In 1878 the Hastings & Dakota continued the push west. It made it to Montevideo in western Minnesota by 1878, Ortonville on the Minnesota/South Dakota border by 1879, and Milbank, South Dakota by 1880. The only thing left was to connect the line more directly to Minneapolis. At the time, trains would have to go way south and take the long route back up to Minneapolis along the Milwaukee Road line to St. Paul from Farmington.
In 1880, the Chicago, Milwaukee & St. Paul Railway purchased the Hastings & Dakota, and continued building west into South Dakota.
In 1882, the Milwaukee Road constructed the Shortline; a line which would cut the distance and time for passengers considerably. It would connect to the existing mainline at Cologne and end in a terminal in Saint Paul.
The downside of the mainline was the single track operations. Milwaukee Road had reached the Pacific Ocean at Seattle by 1912; hence changing the name to the Chicago, Milwaukee, St. Paul & Pacific Railway by 1928.
A series of improvements were constructed between 1912 and 1914, including new bridges and double track configurations for a majority of the line between Aberdeen, South Dakota and Saint Paul.
This route was critical for the Milwaukee Road. It was a middle leg in the Chicago-Pacific route that had been the result of over 50 years of planning and construction.
Despite the critical status of this line, much of the double track would be removed through the 1930s and 1940s. As the Milwaukee Road slipped further into debt; conditions worsened.

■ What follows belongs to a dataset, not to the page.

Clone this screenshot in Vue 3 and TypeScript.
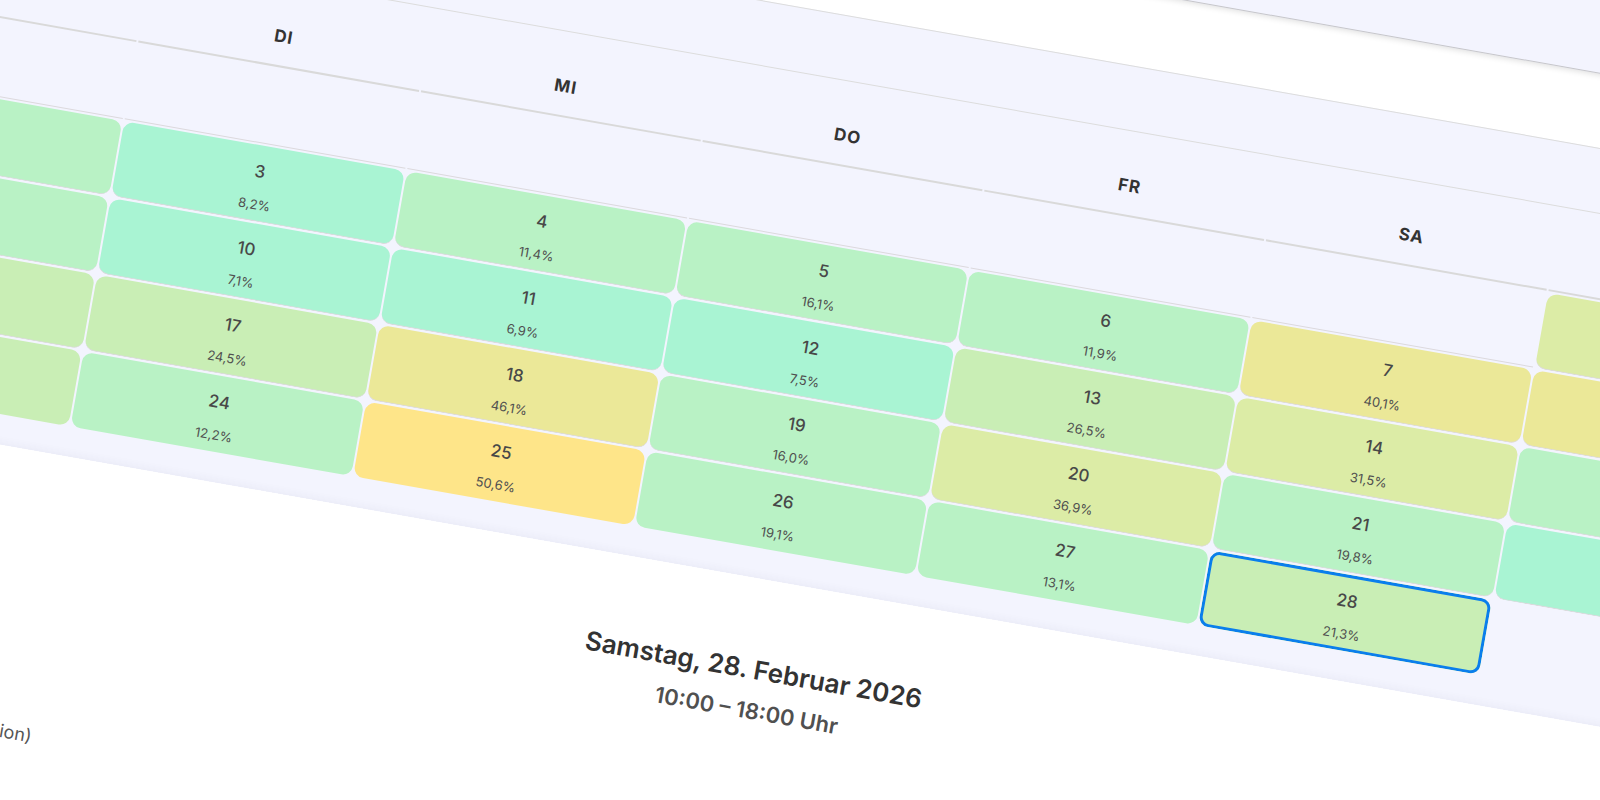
<script setup lang="ts">
import { ref } from 'vue'

type Level = 'l1' | 'l2' | 'l3' | 'l4' | 'l5' | 'l6'

interface Day {
  day: number
  level: Level
  load?: string
}

interface Weekday {
  name: string
  label: string
}

const weekdays: Weekday[] = [
  { name: 'Montag', label: '' },
  { name: 'Dienstag', label: 'DI' },
  { name: 'Mittwoch', label: 'MI' },
  { name: 'Donnerstag', label: 'DO' },
  { name: 'Freitag', label: 'FR' },
  { name: 'Samstag', label: 'SA' },
  { name: 'Sonntag', label: '' },
]

const weeks: (Day | null)[][] = [
  [null, null, null, null, null, null, { day: 1, level: 'l4' }],
  [
    { day: 2, level: 'l2' },
    { day: 3, level: 'l1', load: '8,2%' },
    { day: 4, level: 'l2', load: '11,4%' },
    { day: 5, level: 'l2', load: '16,1%' },
    { day: 6, level: 'l2', load: '11,9%' },
    { day: 7, level: 'l5', load: '40,1%' },
    { day: 8, level: 'l5' },
  ],
  [
    { day: 9, level: 'l2' },
    { day: 10, level: 'l1', load: '7,1%' },
    { day: 11, level: 'l1', load: '6,9%' },
    { day: 12, level: 'l1', load: '7,5%' },
    { day: 13, level: 'l3', load: '26,5%' },
    { day: 14, level: 'l4', load: '31,5%' },
    { day: 15, level: 'l2' },
  ],
  [
    { day: 16, level: 'l3' },
    { day: 17, level: 'l3', load: '24,5%' },
    { day: 18, level: 'l5', load: '46,1%' },
    { day: 19, level: 'l2', load: '16,0%' },
    { day: 20, level: 'l4', load: '36,9%' },
    { day: 21, level: 'l2', load: '19,8%' },
    { day: 22, level: 'l1' },
  ],
  [
    { day: 23, level: 'l3' },
    { day: 24, level: 'l2', load: '12,2%' },
    { day: 25, level: 'l6', load: '50,6%' },
    { day: 26, level: 'l2', load: '19,1%' },
    { day: 27, level: 'l2', load: '13,1%' },
    { day: 28, level: 'l3', load: '21,3%' },
    null,
  ],
]

const selected = ref<number>(28)
</script>

<template>
  <div class="viewport">
    <main class="stage">
      <header class="topbar"></header>

      <section class="panel">
        <div class="panel-head"></div>
        <table class="calendar">
          <thead>
            <tr>
              <th v-for="weekday in weekdays" :key="weekday.name" scope="col" :aria-label="weekday.name">
                {{ weekday.label }}
              </th>
            </tr>
          </thead>
          <tbody>
            <tr v-for="(week, w) in weeks" :key="w">
              <td
                v-for="(entry, d) in week"
                :key="d"
                :class="entry ? ['filled', entry.level, { selected: entry.day === selected }] : 'blank'"
              >
                <button
                  v-if="entry"
                  type="button"
                  class="day"
                  :aria-label="`${entry.day}. Februar`"
                  @click="selected = entry.day"
                >
                  <template v-if="entry.load">
                    <span class="number">{{ entry.day }}</span>
                    <span class="load">{{ entry.load }}</span>
                  </template>
                </button>
              </td>
            </tr>
          </tbody>
        </table>
      </section>

      <section class="details">
        <h2>Samstag, 28. Februar 2026</h2>
        <p class="hours">10:00 – 18:00 Uhr</p>
        <p class="note">ion)</p>
      </section>
    </main>
  </div>
</template>

<style>
body {
  margin: 0;
  background: #fff;
}
</style>

<style scoped>
.viewport {
  display: flex;
  align-items: center;
  justify-content: center;
  height: 100vh;
  overflow: hidden;
  background: #fff;
  color: #333;
  font-family: Inter, "Liberation Sans", sans-serif;
}

.stage {
  flex: none;
  box-sizing: border-box;
  width: 125%;
  height: 140vh;
  margin: 1px 0 0 1px;
  transform: rotate(10deg);
}

.topbar {
  box-sizing: border-box;
  height: 99px;
  border-bottom: 1px solid #c6c6ca;
  background: #f3f4fe;
  box-shadow: 0 1px 6px rgba(0, 0, 0, 0.14);
}

.panel {
  margin-top: 73px;
  padding-bottom: 28px;
  border-top: 1px solid #dcdcdc;
  background: #f3f4fe;
  box-shadow: inset 0 -8px 8px -6px rgba(60, 60, 90, 0.05);
}

.panel-head {
  height: 63px;
  border-bottom: 1px solid #dcdcdc;
}

.calendar {
  width: calc(100% + 6px);
  margin: 0 -3px;
  border-collapse: separate;
  border-spacing: 2px;
  table-layout: fixed;
}

th {
  padding: 42px 0 19px;
  border-bottom: 2px solid #d9d9d9;
  font-size: 17px;
  font-weight: 700;
  line-height: 20px;
  letter-spacing: 1px;
  text-align: center;
}

td {
  box-sizing: border-box;
  height: 76px;
  padding: 0;
  border-bottom: 1px solid #dcd9dd;
  vertical-align: top;
}

tr:last-child td {
  border-bottom: 0;
}

.filled {
  border-radius: 10px;
}

.l1 { background: #a9f4d3; }
.l2 { background: #b9f2c5; }
.l3 { background: #c9eeb5; }
.l4 { background: #dceca6; }
.l5 { background: #ebe898; }
.l6 { background: #fee589; }

.selected {
  box-shadow: inset 0 0 0 3px #0a7eec;
}

.day {
  display: flex;
  flex-direction: column;
  align-items: center;
  gap: 15px;
  width: 100%;
  padding: 16px 0 8px;
  border: 0;
  background: none;
  color: #484848;
  font-family: inherit;
  cursor: pointer;
}

.number {
  font-size: 17px;
  font-weight: 500;
  line-height: 20px;
}

.load {
  color: #505050;
  font-size: 13px;
  line-height: 16px;
}

.details {
  padding-top: 75px;
}

h2 {
  margin: 0;
  font-size: 26px;
  font-weight: 600;
  line-height: 32px;
  text-align: center;
}

.hours {
  margin: 13px 0 0;
  color: #505050;
  font-size: 22px;
  font-weight: 600;
  line-height: 24px;
  text-align: center;
}

.note {
  margin: 126px 0 0 268px;
  color: #555;
  font-size: 18px;
  line-height: 24px;
}
</style>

By 1985, the Soo Line Railroad purchased the Milwaukee Road. The Soo continued to operate this as a secondary mainline, due to the important connections.
Soo Line already had a line to the West coast from Minneapolis. They sold large sections west of Ortonville to Burlington Northern. But on July 26th 1991, the Twin Cities & Western would be born to operate 229 miles of track between Ortonville, Minnesota and Minneapolis.
While the TC&W operated to Ortonville, they only owned the tracks to Appleton. Past Appleton, Burlington Northern (now BNSF) owned the tracks.
Originally, the Short Line was used to connect TC&W trains to Saint Paul. In the mid-1990s, the route was rerouted around Cedar Lake and the former Shortline has become a trail and is now partially owned by Canadian Pacific.
Since 1991, the TC&W has grown steadily; returning solid service to a mainline that was once so critical to one of the Midwest's largest railroads.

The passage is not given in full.